著者
平尾 昌宏 ヒラオ マサヒロ Masahiro HIRAO
雑誌
大阪産業大学論集. 人文・社会科学編
巻号頁・発行日
vol.23, pp.1-23, 2015-02

本稿は前稿に続く,日本語を糧とした哲学的な思索の試みである。日本語や日本文化を論じる近年の哲学的試みには安易な一般化,飛躍が見られる。そこで前稿では確かな地歩を築くため,問題を「いる/ある」両動詞の用法に絞り,空虚な思弁を避けるため,国語学,日本語学研究を参照した。

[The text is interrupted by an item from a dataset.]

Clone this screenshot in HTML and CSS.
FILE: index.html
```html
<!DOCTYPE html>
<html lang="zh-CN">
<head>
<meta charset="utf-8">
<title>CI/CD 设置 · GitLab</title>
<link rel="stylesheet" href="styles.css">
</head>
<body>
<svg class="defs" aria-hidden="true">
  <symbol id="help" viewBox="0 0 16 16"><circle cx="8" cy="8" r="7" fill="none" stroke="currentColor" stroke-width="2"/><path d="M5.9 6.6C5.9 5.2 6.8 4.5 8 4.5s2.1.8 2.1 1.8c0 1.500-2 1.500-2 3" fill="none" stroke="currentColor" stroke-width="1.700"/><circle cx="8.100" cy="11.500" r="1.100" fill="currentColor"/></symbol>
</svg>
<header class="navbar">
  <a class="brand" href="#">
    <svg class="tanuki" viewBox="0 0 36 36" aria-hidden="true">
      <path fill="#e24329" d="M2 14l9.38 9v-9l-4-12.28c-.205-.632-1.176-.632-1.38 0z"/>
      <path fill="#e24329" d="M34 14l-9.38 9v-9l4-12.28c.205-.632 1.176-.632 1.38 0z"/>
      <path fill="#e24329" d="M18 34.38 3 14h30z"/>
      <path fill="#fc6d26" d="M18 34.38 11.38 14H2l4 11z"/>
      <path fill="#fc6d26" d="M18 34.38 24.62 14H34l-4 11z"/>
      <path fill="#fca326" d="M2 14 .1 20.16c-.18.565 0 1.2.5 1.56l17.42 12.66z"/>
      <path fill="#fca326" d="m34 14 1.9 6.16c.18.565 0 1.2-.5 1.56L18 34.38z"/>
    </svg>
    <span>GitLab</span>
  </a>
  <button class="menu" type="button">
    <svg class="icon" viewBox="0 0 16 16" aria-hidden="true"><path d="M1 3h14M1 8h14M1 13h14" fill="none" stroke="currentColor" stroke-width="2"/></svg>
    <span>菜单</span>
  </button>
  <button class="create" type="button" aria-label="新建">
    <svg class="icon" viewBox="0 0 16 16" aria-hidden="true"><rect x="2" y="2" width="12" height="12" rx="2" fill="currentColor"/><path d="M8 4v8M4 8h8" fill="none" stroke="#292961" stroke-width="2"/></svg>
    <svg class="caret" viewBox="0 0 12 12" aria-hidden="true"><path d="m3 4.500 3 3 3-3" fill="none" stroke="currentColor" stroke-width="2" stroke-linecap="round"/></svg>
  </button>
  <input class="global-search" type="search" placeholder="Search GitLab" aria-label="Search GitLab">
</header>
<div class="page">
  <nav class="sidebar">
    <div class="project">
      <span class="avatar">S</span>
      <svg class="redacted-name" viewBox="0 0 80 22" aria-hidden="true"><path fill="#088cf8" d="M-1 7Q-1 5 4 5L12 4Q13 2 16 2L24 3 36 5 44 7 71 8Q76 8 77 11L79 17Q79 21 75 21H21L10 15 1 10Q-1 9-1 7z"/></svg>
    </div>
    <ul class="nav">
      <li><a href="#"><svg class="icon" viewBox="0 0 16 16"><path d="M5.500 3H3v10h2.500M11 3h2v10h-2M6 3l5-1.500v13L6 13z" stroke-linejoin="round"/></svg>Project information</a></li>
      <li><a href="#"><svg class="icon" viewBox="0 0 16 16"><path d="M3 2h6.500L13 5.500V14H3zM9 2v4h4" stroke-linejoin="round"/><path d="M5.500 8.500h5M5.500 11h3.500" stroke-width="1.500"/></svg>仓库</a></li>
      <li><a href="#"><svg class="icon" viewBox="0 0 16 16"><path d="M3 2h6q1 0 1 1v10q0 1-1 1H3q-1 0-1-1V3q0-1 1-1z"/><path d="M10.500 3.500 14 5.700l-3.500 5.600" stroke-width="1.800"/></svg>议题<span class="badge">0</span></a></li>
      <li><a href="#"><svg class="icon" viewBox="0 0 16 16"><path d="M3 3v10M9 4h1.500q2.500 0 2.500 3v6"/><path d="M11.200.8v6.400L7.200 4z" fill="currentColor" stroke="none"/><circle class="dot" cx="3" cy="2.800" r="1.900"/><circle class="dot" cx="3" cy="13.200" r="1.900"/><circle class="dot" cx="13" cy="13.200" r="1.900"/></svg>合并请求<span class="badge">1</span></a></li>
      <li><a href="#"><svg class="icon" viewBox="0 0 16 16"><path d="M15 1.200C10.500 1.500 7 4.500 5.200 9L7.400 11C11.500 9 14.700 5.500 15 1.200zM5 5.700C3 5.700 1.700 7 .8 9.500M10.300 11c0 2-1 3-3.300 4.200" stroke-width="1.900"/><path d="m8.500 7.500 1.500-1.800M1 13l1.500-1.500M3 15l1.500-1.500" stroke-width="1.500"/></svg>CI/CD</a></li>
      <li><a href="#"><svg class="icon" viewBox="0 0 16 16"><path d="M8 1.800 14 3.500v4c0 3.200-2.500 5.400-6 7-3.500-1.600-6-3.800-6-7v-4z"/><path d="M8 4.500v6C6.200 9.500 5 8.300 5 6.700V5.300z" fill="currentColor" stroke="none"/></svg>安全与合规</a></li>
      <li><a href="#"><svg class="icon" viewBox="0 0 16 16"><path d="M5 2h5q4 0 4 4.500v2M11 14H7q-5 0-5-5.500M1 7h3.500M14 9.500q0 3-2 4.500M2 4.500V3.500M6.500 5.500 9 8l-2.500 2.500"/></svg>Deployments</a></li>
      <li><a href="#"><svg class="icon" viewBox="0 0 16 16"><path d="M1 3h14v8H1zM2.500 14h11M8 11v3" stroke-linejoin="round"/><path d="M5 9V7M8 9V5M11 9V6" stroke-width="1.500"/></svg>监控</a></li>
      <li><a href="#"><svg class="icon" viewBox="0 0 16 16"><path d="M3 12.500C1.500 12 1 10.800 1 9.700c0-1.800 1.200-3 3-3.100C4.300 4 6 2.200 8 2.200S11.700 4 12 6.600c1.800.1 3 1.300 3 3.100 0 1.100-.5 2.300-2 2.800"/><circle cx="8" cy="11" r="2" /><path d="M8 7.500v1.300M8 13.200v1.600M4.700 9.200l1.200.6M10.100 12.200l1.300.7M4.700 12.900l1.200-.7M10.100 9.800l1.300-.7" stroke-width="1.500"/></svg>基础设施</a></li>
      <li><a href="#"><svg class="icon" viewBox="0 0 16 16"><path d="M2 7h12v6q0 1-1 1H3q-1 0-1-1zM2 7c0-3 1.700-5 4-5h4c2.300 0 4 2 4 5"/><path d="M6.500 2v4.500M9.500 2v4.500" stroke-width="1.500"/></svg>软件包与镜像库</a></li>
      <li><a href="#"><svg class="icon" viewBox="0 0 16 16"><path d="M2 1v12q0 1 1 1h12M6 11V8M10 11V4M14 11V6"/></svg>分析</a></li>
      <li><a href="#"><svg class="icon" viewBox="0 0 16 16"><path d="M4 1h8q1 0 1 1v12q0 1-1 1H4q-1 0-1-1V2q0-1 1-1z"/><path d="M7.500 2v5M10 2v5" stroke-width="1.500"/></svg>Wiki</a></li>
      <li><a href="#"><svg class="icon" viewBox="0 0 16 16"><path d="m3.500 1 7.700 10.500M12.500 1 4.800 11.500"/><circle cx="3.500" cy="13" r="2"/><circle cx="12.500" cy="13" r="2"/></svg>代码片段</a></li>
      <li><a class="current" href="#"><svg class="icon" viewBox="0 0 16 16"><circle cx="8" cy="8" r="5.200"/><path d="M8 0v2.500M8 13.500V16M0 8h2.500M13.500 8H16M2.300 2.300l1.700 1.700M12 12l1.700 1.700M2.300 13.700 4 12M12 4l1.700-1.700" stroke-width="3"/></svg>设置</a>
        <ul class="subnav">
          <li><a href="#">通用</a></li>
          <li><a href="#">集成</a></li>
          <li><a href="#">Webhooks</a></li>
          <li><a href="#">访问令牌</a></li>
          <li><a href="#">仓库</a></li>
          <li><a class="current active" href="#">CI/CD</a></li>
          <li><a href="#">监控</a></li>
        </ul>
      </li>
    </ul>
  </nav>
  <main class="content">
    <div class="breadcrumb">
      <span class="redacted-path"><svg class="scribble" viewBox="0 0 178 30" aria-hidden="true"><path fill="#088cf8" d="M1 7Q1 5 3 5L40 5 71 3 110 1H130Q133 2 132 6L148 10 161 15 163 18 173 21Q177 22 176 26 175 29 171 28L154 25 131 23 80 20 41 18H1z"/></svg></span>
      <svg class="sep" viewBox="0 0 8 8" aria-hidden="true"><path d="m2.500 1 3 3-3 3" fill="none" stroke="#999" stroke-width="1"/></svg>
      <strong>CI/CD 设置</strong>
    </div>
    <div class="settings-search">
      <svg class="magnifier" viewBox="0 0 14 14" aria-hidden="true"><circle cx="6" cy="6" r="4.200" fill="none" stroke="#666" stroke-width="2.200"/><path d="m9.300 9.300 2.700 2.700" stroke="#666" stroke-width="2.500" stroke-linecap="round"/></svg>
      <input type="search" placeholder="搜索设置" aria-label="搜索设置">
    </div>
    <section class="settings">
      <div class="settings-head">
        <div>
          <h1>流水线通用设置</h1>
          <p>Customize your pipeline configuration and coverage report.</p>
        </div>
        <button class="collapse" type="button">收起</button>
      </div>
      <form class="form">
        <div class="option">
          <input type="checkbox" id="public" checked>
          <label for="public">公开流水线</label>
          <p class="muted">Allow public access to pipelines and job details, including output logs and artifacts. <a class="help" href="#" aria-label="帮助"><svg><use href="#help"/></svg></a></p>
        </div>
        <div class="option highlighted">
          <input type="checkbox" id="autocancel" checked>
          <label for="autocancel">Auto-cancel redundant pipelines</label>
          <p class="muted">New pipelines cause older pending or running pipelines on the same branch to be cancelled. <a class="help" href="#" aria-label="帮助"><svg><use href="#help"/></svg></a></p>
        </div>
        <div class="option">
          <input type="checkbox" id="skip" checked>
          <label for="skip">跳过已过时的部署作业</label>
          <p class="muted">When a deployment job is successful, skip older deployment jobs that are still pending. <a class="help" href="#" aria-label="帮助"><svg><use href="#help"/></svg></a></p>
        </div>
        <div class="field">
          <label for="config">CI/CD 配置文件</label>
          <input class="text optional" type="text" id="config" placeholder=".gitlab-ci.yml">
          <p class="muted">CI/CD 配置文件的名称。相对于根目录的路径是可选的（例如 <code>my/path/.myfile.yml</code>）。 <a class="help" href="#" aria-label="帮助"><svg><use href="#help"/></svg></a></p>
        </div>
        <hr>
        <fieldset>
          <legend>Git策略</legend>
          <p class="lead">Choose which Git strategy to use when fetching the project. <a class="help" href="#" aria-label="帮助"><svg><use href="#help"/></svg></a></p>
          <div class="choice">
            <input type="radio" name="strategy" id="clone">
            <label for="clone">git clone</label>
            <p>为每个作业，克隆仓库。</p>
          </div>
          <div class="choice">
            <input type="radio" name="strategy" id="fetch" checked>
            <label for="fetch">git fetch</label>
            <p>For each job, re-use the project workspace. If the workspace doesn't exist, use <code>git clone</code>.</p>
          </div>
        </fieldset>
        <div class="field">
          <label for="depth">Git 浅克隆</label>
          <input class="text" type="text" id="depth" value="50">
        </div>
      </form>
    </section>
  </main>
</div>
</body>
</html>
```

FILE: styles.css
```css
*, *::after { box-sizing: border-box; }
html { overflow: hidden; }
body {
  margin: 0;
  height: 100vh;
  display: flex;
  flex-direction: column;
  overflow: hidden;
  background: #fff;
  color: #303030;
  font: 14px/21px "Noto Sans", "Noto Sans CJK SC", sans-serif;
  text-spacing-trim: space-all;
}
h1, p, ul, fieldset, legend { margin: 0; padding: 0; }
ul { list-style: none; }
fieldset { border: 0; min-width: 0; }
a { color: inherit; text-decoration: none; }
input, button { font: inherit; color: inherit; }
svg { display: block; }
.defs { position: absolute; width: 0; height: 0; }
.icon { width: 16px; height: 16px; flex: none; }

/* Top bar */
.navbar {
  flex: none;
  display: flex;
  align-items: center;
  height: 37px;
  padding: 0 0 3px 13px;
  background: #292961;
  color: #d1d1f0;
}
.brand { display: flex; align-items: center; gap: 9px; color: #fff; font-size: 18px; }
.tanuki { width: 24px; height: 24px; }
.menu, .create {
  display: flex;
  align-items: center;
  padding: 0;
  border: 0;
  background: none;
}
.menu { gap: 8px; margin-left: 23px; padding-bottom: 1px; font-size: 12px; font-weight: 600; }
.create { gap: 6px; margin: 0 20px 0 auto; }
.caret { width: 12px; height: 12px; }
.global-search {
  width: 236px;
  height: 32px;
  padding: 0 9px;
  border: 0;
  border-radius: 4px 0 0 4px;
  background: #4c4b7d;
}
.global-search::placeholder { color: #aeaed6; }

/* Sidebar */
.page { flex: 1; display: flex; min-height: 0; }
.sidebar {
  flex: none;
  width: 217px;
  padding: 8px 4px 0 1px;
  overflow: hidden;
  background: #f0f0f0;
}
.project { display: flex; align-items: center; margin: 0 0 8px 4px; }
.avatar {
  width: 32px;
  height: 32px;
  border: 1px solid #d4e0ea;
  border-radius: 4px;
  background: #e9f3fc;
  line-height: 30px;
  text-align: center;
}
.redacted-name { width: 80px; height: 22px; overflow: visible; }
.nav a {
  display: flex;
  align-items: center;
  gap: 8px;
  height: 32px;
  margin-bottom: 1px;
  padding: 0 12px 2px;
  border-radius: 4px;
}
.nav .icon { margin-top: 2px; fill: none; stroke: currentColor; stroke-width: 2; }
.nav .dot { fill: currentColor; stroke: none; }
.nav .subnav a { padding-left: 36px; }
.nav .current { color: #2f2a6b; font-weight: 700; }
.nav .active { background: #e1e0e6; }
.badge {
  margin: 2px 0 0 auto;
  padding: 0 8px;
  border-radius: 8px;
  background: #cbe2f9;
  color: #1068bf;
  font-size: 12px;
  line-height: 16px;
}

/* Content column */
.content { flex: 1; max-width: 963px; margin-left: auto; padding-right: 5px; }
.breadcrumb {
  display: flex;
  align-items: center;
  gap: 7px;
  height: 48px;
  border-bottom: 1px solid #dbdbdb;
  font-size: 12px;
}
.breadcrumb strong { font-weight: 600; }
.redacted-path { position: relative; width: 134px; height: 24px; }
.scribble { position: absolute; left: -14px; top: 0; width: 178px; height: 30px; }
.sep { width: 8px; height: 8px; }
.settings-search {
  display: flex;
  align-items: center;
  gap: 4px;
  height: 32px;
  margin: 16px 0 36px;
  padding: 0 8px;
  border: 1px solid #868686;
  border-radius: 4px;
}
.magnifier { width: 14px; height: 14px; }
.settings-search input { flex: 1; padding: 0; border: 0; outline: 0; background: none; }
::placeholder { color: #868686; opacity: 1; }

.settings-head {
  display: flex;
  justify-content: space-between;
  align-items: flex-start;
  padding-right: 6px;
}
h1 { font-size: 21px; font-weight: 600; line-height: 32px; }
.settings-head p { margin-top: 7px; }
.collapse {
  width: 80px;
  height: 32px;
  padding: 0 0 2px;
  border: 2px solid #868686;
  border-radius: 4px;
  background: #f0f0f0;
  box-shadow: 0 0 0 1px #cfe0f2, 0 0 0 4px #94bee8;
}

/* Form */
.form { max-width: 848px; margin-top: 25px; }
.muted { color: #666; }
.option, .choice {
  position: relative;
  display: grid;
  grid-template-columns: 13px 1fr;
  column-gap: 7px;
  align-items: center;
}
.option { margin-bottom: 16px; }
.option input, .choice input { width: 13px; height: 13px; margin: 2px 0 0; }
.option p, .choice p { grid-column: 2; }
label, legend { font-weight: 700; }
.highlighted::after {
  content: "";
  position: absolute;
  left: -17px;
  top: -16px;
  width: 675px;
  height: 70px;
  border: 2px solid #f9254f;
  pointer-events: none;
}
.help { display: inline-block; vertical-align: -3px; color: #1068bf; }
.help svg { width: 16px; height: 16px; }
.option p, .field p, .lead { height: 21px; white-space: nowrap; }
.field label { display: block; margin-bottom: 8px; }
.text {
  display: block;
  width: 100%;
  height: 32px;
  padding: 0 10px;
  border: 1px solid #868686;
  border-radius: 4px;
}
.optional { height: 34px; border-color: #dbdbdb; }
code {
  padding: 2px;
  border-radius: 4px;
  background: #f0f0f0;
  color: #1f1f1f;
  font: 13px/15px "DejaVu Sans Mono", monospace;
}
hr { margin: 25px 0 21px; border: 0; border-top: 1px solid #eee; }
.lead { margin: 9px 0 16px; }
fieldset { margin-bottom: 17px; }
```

従来「いる」と「ある」の使い分けは,これらの動詞が述語づけられる主語のカテゴリーと,話者の認識という二つの観点から論じられてきた。だが,この二つの見解はともに厳密には成り立たない。そこで前稿末尾では,両動詞の使い分けは話者と主語との関係を示すという新たな仮説を提示した。本稿では,この仮説と従来の二説との関係を考察し,次の諸点を指摘する。(1)これら三説中でわれわれの仮説が最も一般的で,従来の二説を包括できること,(2)しかし,その一般性の故に,われわれの仮説はまだ内実を欠くこと,(3)ただ,従来の二説をわれわれの仮説に基づいた例文解釈のパラメータとして利用できることである。